To support the growing number of advanced practice providers at the University of Colorado Department of Surgery, JoLynn Shinsako, PA-C, MS, has been promoted to the new role of associate vice chair of clinical affairs for advanced practice providers (APPs).

Over the past decade, the number of APPs supporting clinical care in the Department of Surgery has tripled. Though growth has been significant, APPs didn’t have specific representation at the executive level.

“When APPs as a group faced challenges with staffing models or turnover, we didn’t have an avenue to effectively describe our problems to leadership,” says Shinsako, assistant professor of transplant surgery.

Now, Shinsako will represent the 175+ nurse practitioners and physician assistants providing patient care. She’ll help the department navigate issues that arise in clinical practice while working to create a cohesive culture across the organization.

The journey from PA school to CU faculty

Shinsako grew up in Colorado. She went to school in Chicago to become a physician assistant and started her career working in the emergency department of a community hospital. While she loved caring for patients, it wasn’t until she got a position at an academic hospital that she felt fully supported. So when life presented the opportunity to move back to Colorado and work for CU, she jumped at the opportunity.

Shinsako took a role in transplant surgery on the overnight shift. This was a turning point in her career for two reasons:

First, she discovered a deep love for transplant surgery.

“I had never felt so inspired to be in medicine than when I started in transplant,” she says.

Second, working the night shift gave her access to opportunities she may not have had working days.

“The willingness to work overnight has catapulted my career,” she says. “It gave me a chance to become a point person for a huge need, which grew into more opportunity. The night shift is the catalyst of how all this started.”

Serving the APP team through collaboration

Clinical care continues to be what “fills her cup,” Shinsako says. But she's excited to get to know her APP peers across the sites of the Department of Surgery.
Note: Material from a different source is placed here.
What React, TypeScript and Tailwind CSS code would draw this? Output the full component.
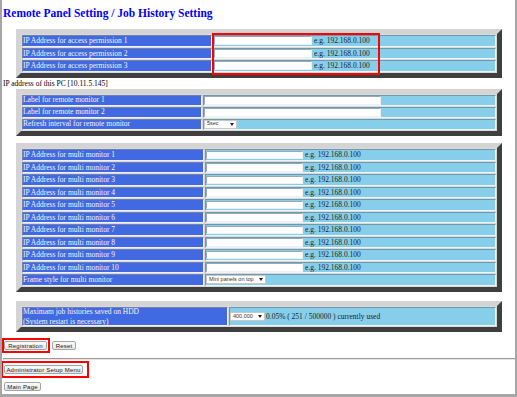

Shinsako says she has a good understanding of the challenges faced at UCHealth University of Colorado Hospital. But she’s anxious to learn more about the experiences of APPs at the surgery department’s other locations.

“I’m looking forward to getting to know more of the APPs across the division,” she says. “I’m looking at how we might bring in the satellite hospitals to feel like one cohesive department.”

It’s also what she finds most challenging about her new role. She’s studying lessons learned in remote workforces to help build a culture of cohesiveness across sites.

She’s also facing the challenge of this position being a new role at the hospital. Though she has goals and a vision, she’s still learning about possible benchmarks for success.

 “I want to make sure that the measures of success I have personally align with the vision others have for this role.”

What APPs can expect from her leadership

Shinsako’s overarching goal is for her fellow APPs to feel like they have a strong voice within the executive committee of the Department of Surgery.

 “My ultimate goal is to successfully create that avenue, with both parties feeling appropriately supported.”

 She acknowledges this could take some time, given the large number of APPs and their continued growth within the organization.

 “I want all APPs to know that I’m very accessible, and I’m here to support them and work through the problems we face together.”